_STATED PROBLEM:_ Your copy of the material below should match it exactly, except that it holds no pictures.
#### RECORDED INFORMATION ####
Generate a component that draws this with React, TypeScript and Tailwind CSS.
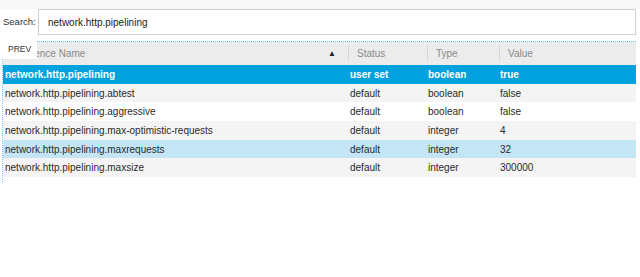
import { useState } from 'react';

interface Pref {
  name: string;
  status: string;
  type: string;
  value: string;
}

const prefs: Pref[] = [
  { name: 'network.http.pipelining', status: 'user set', type: 'boolean', value: 'true' },
  { name: 'network.http.pipelining.abtest', status: 'default', type: 'boolean', value: 'false' },
  { name: 'network.http.pipelining.aggressive', status: 'default', type: 'boolean', value: 'false' },
  { name: 'network.http.pipelining.max-optimistic-requests', status: 'default', type: 'integer', value: '4' },
  { name: 'network.http.pipelining.maxrequests', status: 'default', type: 'integer', value: '32' },
  { name: 'network.http.pipelining.maxsize', status: 'default', type: 'integer', value: '300000' },
];

export default function App() {
  const [query, setQuery] = useState('network.http.pipelining');
  const selected = 0;
  const hovered = 4;

  const rowClass = (i: number) => {
    if (i === selected) return 'bg-[#00a2dd] text-white font-bold';
    if (i === hovered) return 'bg-[#c4e6f4] text-[#2a2a2a]';
    return i % 2 === 1 ? 'bg-[#f4f4f4] text-[#2a2a2a]' : 'bg-white text-[#2a2a2a]';
  };

  return (
    <div className="w-[640px] h-[277px] bg-white text-[10px] font-['Liberation_Sans',Arial,sans-serif] overflow-hidden">
      {/* Search bar */}
      <div className="h-[9px] bg-[#f8f8f8]" />
      <div className="flex items-center h-[26px] pr-[4px]">
        <span className="w-[38px] pl-[3px] text-[9.5px] text-[#333]">Search:</span>
        <input
          value={query}
          onChange={(e) => setQuery(e.target.value)}
          className="flex-1 h-[26px] border border-[#d0d0d0] px-[9px] text-[10px] text-[#222] outline-none"
        />
      </div>

      {/* Table */}
      <div className="relative mt-[6px] w-[636px]">
        <div className="border-t border-dotted border-[#5cb9e8]" />
        <div className="ml-[2px] border-l border-dotted border-[#7cc4ea] pb-[5px]">
          <div className="flex h-[23px] items-center bg-[#ececec] text-[#8a8a8a]">
            <div className="w-[345px] flex items-center justify-between pl-[4px] pr-[12px]">
              <span>Preference Name</span>
              <span className="text-[#222] text-[8px] leading-none">▲</span>
            </div>
            <div className="w-[79px] h-[15px] flex items-center border-l border-[#d6d6d6] pl-[8px]">Status</div>
            <div className="w-[72px] h-[15px] flex items-center border-l border-[#d6d6d6] pl-[8px]">Type</div>
            <div className="flex-1 h-[15px] flex items-center border-l border-[#d6d6d6] pl-[8px]">Value</div>
          </div>
          {prefs.map((p, i) => (
            <div key={p.name} className={`flex h-[18.7px] items-center ${rowClass(i)}`}>
              <div className="w-[345px] pl-[2px] truncate">{p.name}</div>
              <div className="w-[79px] pl-[2px]">{p.status}</div>
              <div className="w-[72px] pl-[1px]">{p.type}</div>
              <div className="flex-1 pl-[1px]">{p.value}</div>
            </div>
          ))}
        </div>
        <div className="absolute left-0 top-[-1px] w-[37px] h-[19px] bg-white flex items-center pl-[8px] text-[8.5px] text-[#333]">
          PREV
        </div>
      </div>
    </div>
  );
}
####
_TASK SOLUTION:_
Generate a component that draws this with React, TypeScript and Tailwind CSS.
import { useState } from 'react';

interface Pref {
  name: string;
  status: string;
  type: string;
  value: string;
}

const prefs: Pref[] = [
  { name: 'network.http.pipelining', status: 'user set', type: 'boolean', value: 'true' },
  { name: 'network.http.pipelining.abtest', status: 'default', type: 'boolean', value: 'false' },
  { name: 'network.http.pipelining.aggressive', status: 'default', type: 'boolean', value: 'false' },
  { name: 'network.http.pipelining.max-optimistic-requests', status: 'default', type: 'integer', value: '4' },
  { name: 'network.http.pipelining.maxrequests', status: 'default', type: 'integer', value: '32' },
  { name: 'network.http.pipelining.maxsize', status: 'default', type: 'integer', value: '300000' },
];

export default function App() {
  const [query, setQuery] = useState('network.http.pipelining');
  const selected = 0;
  const hovered = 4;

  const rowClass = (i: number) => {
    if (i === selected) return 'bg-[#00a2dd] text-white font-bold';
    if (i === hovered) return 'bg-[#c4e6f4] text-[#2a2a2a]';
    return i % 2 === 1 ? 'bg-[#f4f4f4] text-[#2a2a2a]' : 'bg-white text-[#2a2a2a]';
  };

  return (
    <div className="w-[640px] h-[277px] bg-white text-[10px] font-['Liberation_Sans',Arial,sans-serif] overflow-hidden">
      {/* Search bar */}
      <div className="h-[9px] bg-[#f8f8f8]" />
      <div className="flex items-center h-[26px] pr-[4px]">
        <span className="w-[38px] pl-[3px] text-[9.5px] text-[#333]">Search:</span>
        <input
          value={query}
          onChange={(e) => setQuery(e.target.value)}
          className="flex-1 h-[26px] border border-[#d0d0d0] px-[9px] text-[10px] text-[#222] outline-none"
        />
      </div>

      {/* Table */}
      <div className="relative mt-[6px] w-[636px]">
        <div className="border-t border-dotted border-[#5cb9e8]" />
        <div className="ml-[2px] border-l border-dotted border-[#7cc4ea] pb-[5px]">
          <div className="flex h-[23px] items-center bg-[#ececec] text-[#8a8a8a]">
            <div className="w-[345px] flex items-center justify-between pl-[4px] pr-[12px]">
              <span>Preference Name</span>
              <span className="text-[#222] text-[8px] leading-none">▲</span>
            </div>
            <div className="w-[79px] h-[15px] flex items-center border-l border-[#d6d6d6] pl-[8px]">Status</div>
            <div className="w-[72px] h-[15px] flex items-center border-l border-[#d6d6d6] pl-[8px]">Type</div>
            <div className="flex-1 h-[15px] flex items-center border-l border-[#d6d6d6] pl-[8px]">Value</div>
          </div>
          {prefs.map((p, i) => (
            <div key={p.name} className={`flex h-[18.7px] items-center ${rowClass(i)}`}>
              <div className="w-[345px] pl-[2px] truncate">{p.name}</div>
              <div className="w-[79px] pl-[2px]">{p.status}</div>
              <div className="w-[72px] pl-[1px]">{p.type}</div>
              <div className="flex-1 pl-[1px]">{p.value}</div>
            </div>
          ))}
        </div>
        <div className="absolute left-0 top-[-1px] w-[37px] h-[19px] bg-white flex items-center pl-[8px] text-[8.5px] text-[#333]">
          PREV
        </div>
      </div>
    </div>
  );
}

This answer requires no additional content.